February 8, 2017 / 7:35 AM / 6 months ago

PREVIEW-Philippine cbank seen not yet ready to hike rates yet even as prices pick up

3 Min Read

* All 10 economists in poll see no change in main rate on Feb. 9

* Some economists expect c.bank to hike rates this year

* Inflation at 2-yr highs but still in cbank's comfort range

* Decision due on Thursday, Feb 9 at 0800 GMT

MANILA, Feb 8 (Reuters) - The Philippine central bank is not expected to pull the rate-hike trigger just yet, even after inflation hit a two-year high in January, as it waits for more compelling reasons to tighten policy, a Reuters poll showed.

Economists expect the Bangko Sentral ng Pilipinas (BSP) to keep its overnight policy rate steady at 3.0 percent on Thursday, even after inflation accelerated for a third straight month in January.

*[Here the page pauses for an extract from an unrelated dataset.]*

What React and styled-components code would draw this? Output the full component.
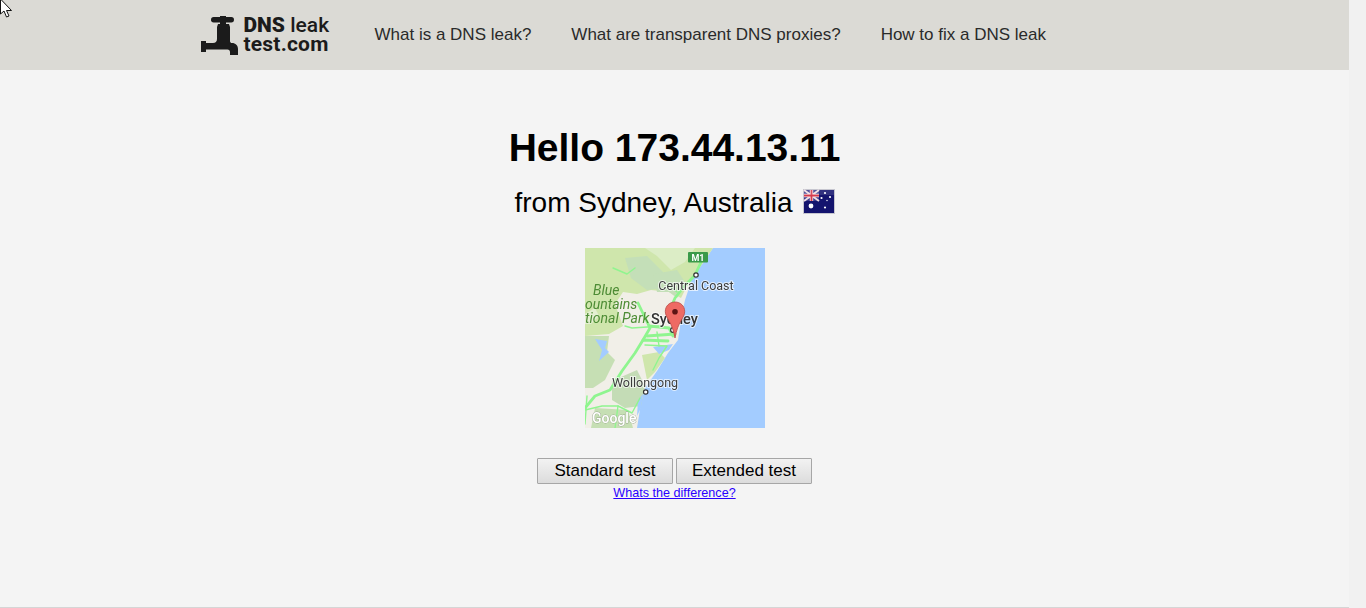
import React from "react";
import styled, { createGlobalStyle } from "styled-components";

const GlobalStyle = createGlobalStyle`
  html, body {
    margin: 0;
    height: 100%;
    overflow: hidden;
  }
  body {
    background: #f1f1f1;
    font-family: "Liberation Sans", Arial, sans-serif;
  }
`;

const Screen = styled.div`
  display: flex;
  height: 608px;
  position: relative;
`;

const Page = styled.div`
  width: 1349px;
  height: 608px;
  box-sizing: border-box;
  background: #f4f4f4;
  border-bottom: 1px solid #d5d5d5;
`;

const ScrollTrack = styled.div`
  width: 17px;
  background: #f1f1f1;
`;

const Header = styled.header`
  height: 70px;
  background: #dbdad5;
`;

const HeaderInner = styled.div`
  width: 950px;
  height: 70px;
  margin: 0 auto;
  display: flex;
  align-items: center;
`;

const Logo = styled.a`
  display: flex;
  align-items: center;
  gap: 6px;
  width: 175px;
  padding-left: 1px;
  box-sizing: border-box;
  color: #1b1b1b;
  text-decoration: none;
`;

const LogoText = styled.span`
  font-family: Roboto, "Liberation Sans", sans-serif;
  font-size: 21px;
  line-height: 19px;
  font-weight: 500;
  white-space: nowrap;
`;

const LogoStrong = styled.b`
  font-weight: ${({ $heavy }) => ($heavy ? 900 : 700)};
  letter-spacing: ${({ $heavy }) => ($heavy ? 0 : "0.2px")};
`;

const Nav = styled.nav`
  display: flex;
  gap: 40px;
`;

const NavLink = styled.a`
  font-size: 17px;
  color: #2a2a2a;
  text-decoration: none;
  white-space: nowrap;
`;

const Main = styled.main`
  display: flex;
  flex-direction: column;
  align-items: center;
`;

const Title = styled.h1`
  margin: 55px 0 0;
  font-size: 39px;
  line-height: 46px;
  font-weight: 700;
  color: #000;
`;

const Subtitle = styled.h2`
  display: flex;
  align-items: center;
  margin: 15px 0 0;
  font-size: 28px;
  line-height: 34px;
  font-weight: 400;
  color: #000;
`;

const Flag = styled.svg`
  margin: 0 0 4px 10px;
`;

const MapFrame = styled.svg`
  display: block;
  margin-top: 28px;
  filter: blur(0.3px);
`;

const Buttons = styled.div`
  display: flex;
  gap: 3px;
  margin-top: 30px;
`;

const Button = styled.button`
  width: 136px;
  height: 26px;
  padding: 0;
  box-sizing: border-box;
  border: 1px solid #a6a6a6;
  border-radius: 1px;
  background: linear-gradient(#f2f2f2, #dcdcdc);
  font-family: inherit;
  font-size: 17px;
  color: #000;
`;

const DiffLink = styled.a`
  margin-top: 2px;
  font-size: 12.6px;
  line-height: 15px;
  color: #2a00ff;
  text-decoration: underline;
`;

const Cursor = styled.svg`
  position: absolute;
  top: 0;
  left: 0;
`;

const Faucet = () => (
  <svg width="37" height="41" viewBox="0 0 37 41">
    <g fill="#1b1b1b">
      <rect x="10" y="2" width="23" height="5.500" rx="2.700" />
      <rect x="19" y="1" width="6" height="9" />
      <path d="M17 9h11l1 3v14c0 1.500 1 2 2 2 3.500 0 6 2.500 6 6v6h-8v-3c0-1.500-1-2.500-2.500-2.500H5v2.500H0V26h5v2h7c2.500 0 4-1.500 4-4V12z" />
    </g>
  </svg>
);

const AustraliaFlag = () => (
  <Flag width="32" height="26" viewBox="0 0 32 26">
    <rect x="0" y="1" width="32" height="25" fill="#c6c6cf" />
    <rect x="1" y="2" width="30" height="23" fill="#14146e" />
    <rect x="1" y="2" width="15" height="11" fill="#3b3b8c" />
    <path d="M1 2l15 11M16 2L1 13" stroke="#f0dfe4" strokeWidth="2" />
    <path d="M8.500 2v11M1 7.500h15" stroke="#f4e6ea" strokeWidth="3.400" />
    <path d="M8.500 2v11M1 7.500h15" stroke="#d43a4c" strokeWidth="1.800" />
    <rect x="1" y="2" width="30" height="5" fill="#fff" opacity="0.12" />
    <g fill="#fff">
      <circle cx="8" cy="18" r="2.400" />
      <circle cx="22" cy="5" r="1.100" />
      <circle cx="27" cy="9" r="1.100" />
      <circle cx="18.500" cy="10" r="1.100" />
      <circle cx="24" cy="12.500" r="0.700" />
      <circle cx="22" cy="19.500" r="1.100" />
    </g>
  </Flag>
);

const mainRoads = [
  "M0 160L10 148L25 142L37 123L50 105L58 92L83 93",
  "M110 27L98 40L90 50L84 64",
  "M117 12L110 27",
  "M64 78L84 80L88 88",
  "M58 92L65 80L53 55",
  "M62 88L90 86",
];

const minorRoads = [
  "M0 162L17 158L33 158L47 165L55 150",
  "M40 78L47 80L77 78",
  "M60 97L82 98L74 110L68 122",
  "M33 158L30 180",
  "M2 148L0 176",
  "M50 20L42 26L28 20",
  "M82 36L92 44",
  "M72 84L74 98",
];

const SydneyMap = () => (
  <MapFrame width="180" height="180" viewBox="0 0 180 180">
    <rect width="180" height="180" fill="#a3ccff" />
    <path
      d="M128 0L118 15L108 28L104 40L100 52L97 66L95 79L93 92L83 105L72 123L60 140L56 155L52 180H0V0Z"
      fill="#f1efe8"
    />
    <path d="M0 0H128L118 15L104 34L96 50L84 44L66 42L52 46L38 44L30 56L38 78L24 86L0 88Z" fill="#cfe6ac" />
    <path d="M60 0H110L100 14L86 22L72 8Z" fill="#dcedc6" />
    <path d="M40 10L62 8L78 24L80 40L62 42L46 30Z" fill="#c4dfb8" />
    <path d="M68 26L92 22L100 34L92 50L84 44L72 44Z" fill="#c4dfb8" />
    <path d="M0 66L10 60L14 68L6 76L0 76Z" fill="#e4efd2" />
    <path d="M0 88H24L22 104L30 112L20 132L8 140L0 140Z" fill="#c6dfb4" />
    <path d="M57 107L74 104L80 110L70 124L62 132Z" fill="#cfe6ac" />
    <path d="M27 133L52 122L60 138L56 158L40 160L27 152Z" fill="#c4dcb6" />
    <path d="M10 160L43 162L48 180H6Z" fill="#c6dfb4" />
    <path d="M10 91L22 93L20 100L24 104L14 113L17 102Z" fill="#a3ccff" />
    <path d="M68 99L88 96L84 102L74 106Z" fill="#a3ccff" />
    <path d="M53 152L58 146L56 160L52 168Z" fill="#a3ccff" />
    <g fill="none" stroke="#8ff58f" strokeLinecap="round" strokeLinejoin="round">
      {mainRoads.map((d) => (
        <path key={d} d={d} strokeWidth="2.800" />
      ))}
      {minorRoads.map((d) => (
        <path key={d} d={d} strokeWidth="1.400" />
      ))}
    </g>
    <rect x="103" y="4" width="20" height="10.500" rx="1" fill="#3a9a49" />
    <text x="113" y="13" textAnchor="middle" fontSize="9" fontWeight="700" fill="#fff" fontFamily="Roboto, sans-serif">M1</text>
    <g fill="#fff" stroke="#333" strokeWidth="1.200">
      <circle cx="111" cy="27" r="2.200" />
      <circle cx="60.700" cy="144" r="2.200" />
      <circle cx="88" cy="82" r="2.400" />
    </g>
    <g fontFamily="Roboto, sans-serif" paintOrder="stroke" stroke="#ffffffaa" strokeWidth="2">
      <text x="111" y="42" textAnchor="middle" fontSize="12.500" fill="#3c3c3c">Central Coast</text>
      <text x="66" y="76" fontSize="14.500" fontWeight="500" fill="#333">Sydney</text>
      <text x="60" y="139" textAnchor="middle" fontSize="12.500" fill="#3c3c3c">Wollongong</text>
    </g>
    <g fontFamily="Roboto, sans-serif" fontStyle="italic" fontSize="14" fill="#4d8c35">
      <text x="8" y="47">Blue</text>
      <text x="0" y="61">ountains</text>
      <text x="0" y="75">tional Park</text>
    </g>
    <text x="7" y="175" fontFamily="Roboto, sans-serif" fontSize="14" fontWeight="500" fill="#fff" paintOrder="stroke" stroke="#9aa58f" strokeWidth="0.800">Google</text>
    <path d="M90 54c-5.500 0-9.700 4-9.700 9.500 0 6.500 7 10 9.700 26.500 2.700-16.500 9.700-20 9.700-26.500C99.700 58 95.500 54 90 54z" fill="#ee6a63" stroke="#b84a45" strokeWidth="0.800" />
    <circle cx="90" cy="63.700" r="2.800" fill="#5c1414" />
  </MapFrame>
);

const App = () => (
  <Screen>
    <GlobalStyle />
    <Page>
      <Header>
        <HeaderInner>
          <Logo href="#">
            <Faucet />
            <LogoText>
              <LogoStrong $heavy>DNS</LogoStrong> leak
              <br />
              <LogoStrong>test.com</LogoStrong>
            </LogoText>
          </Logo>
          <Nav>
            <NavLink href="#">What is a DNS leak?</NavLink>
            <NavLink href="#">What are transparent DNS proxies?</NavLink>
            <NavLink href="#">How to fix a DNS leak</NavLink>
          </Nav>
        </HeaderInner>
      </Header>
      <Main>
        <Title>Hello 173.44.13.11</Title>
        <Subtitle>
          from Sydney, Australia
          <AustraliaFlag />
        </Subtitle>
        <SydneyMap />
        <Buttons>
          <Button>Standard test</Button>
          <Button>Extended test</Button>
        </Buttons>
        <DiffLink href="#">Whats the difference?</DiffLink>
      </Main>
    </Page>
    <ScrollTrack />
    <Cursor width="14" height="22" viewBox="0 0 14 22">
      <path d="M0.500-1L0.500 14L4 11L6.500 17L9 16L6.500 10.500L11.500 10.500Z" fill="#fff" stroke="#111" strokeWidth="1" />
    </Cursor>
  </Screen>
);

export default App;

While inflation quickened to 2.7 percent in January, it remained within the central bank's 2-4 percent comfort range.

"That should allow the BSP to comfortably keep rates on hold," said Trinh Nguyen, economist at Natixis in Hong Kong.

The central bank has not tinkered with interest rates since it raised the benchmark rate by 25 basis points in September 2014, as inflation has remained manageable despite strong economic growth.

But it set the main rate at 3.0 percent when it moved to an interest rate corridor system in June to make policy transmission faster and more efficient.

It has also been reducing cash in the banking system to guide market interest rates towards its main policy rate through its term deposit facility introduced last year.

"The BSP continued to accept high bids for its term deposit facilities. We view this as a signal from the central bank of its increasing bias to tighten policy rates in the medium term," said Eugenia Victorino, economist at ANZ in Singapore.

BSP Governor Amando Tetangco has cited the weak global outlook, expectations of tighter U.S. monetary policy and domestic politics as among the factors that could hurt growth this year.

He has repeatedly said the central bank was ready to act but saw no urgency to move at this point in time.

Some economists are convinced the central bank will raise interest rates this year, for the first time in more than two years, to keep inflationary pressures in check.

The Philippine economy grew faster than expected at the end of last year on robust domestic demand and infrastructure spending, and is also seeing rising fuel costs.

"Inflation is on the rise and GDP growth momentum is solid. There is no reason to keep rates at the current low levels," said Gundy Cahyadi, economist at DBS in Singapore.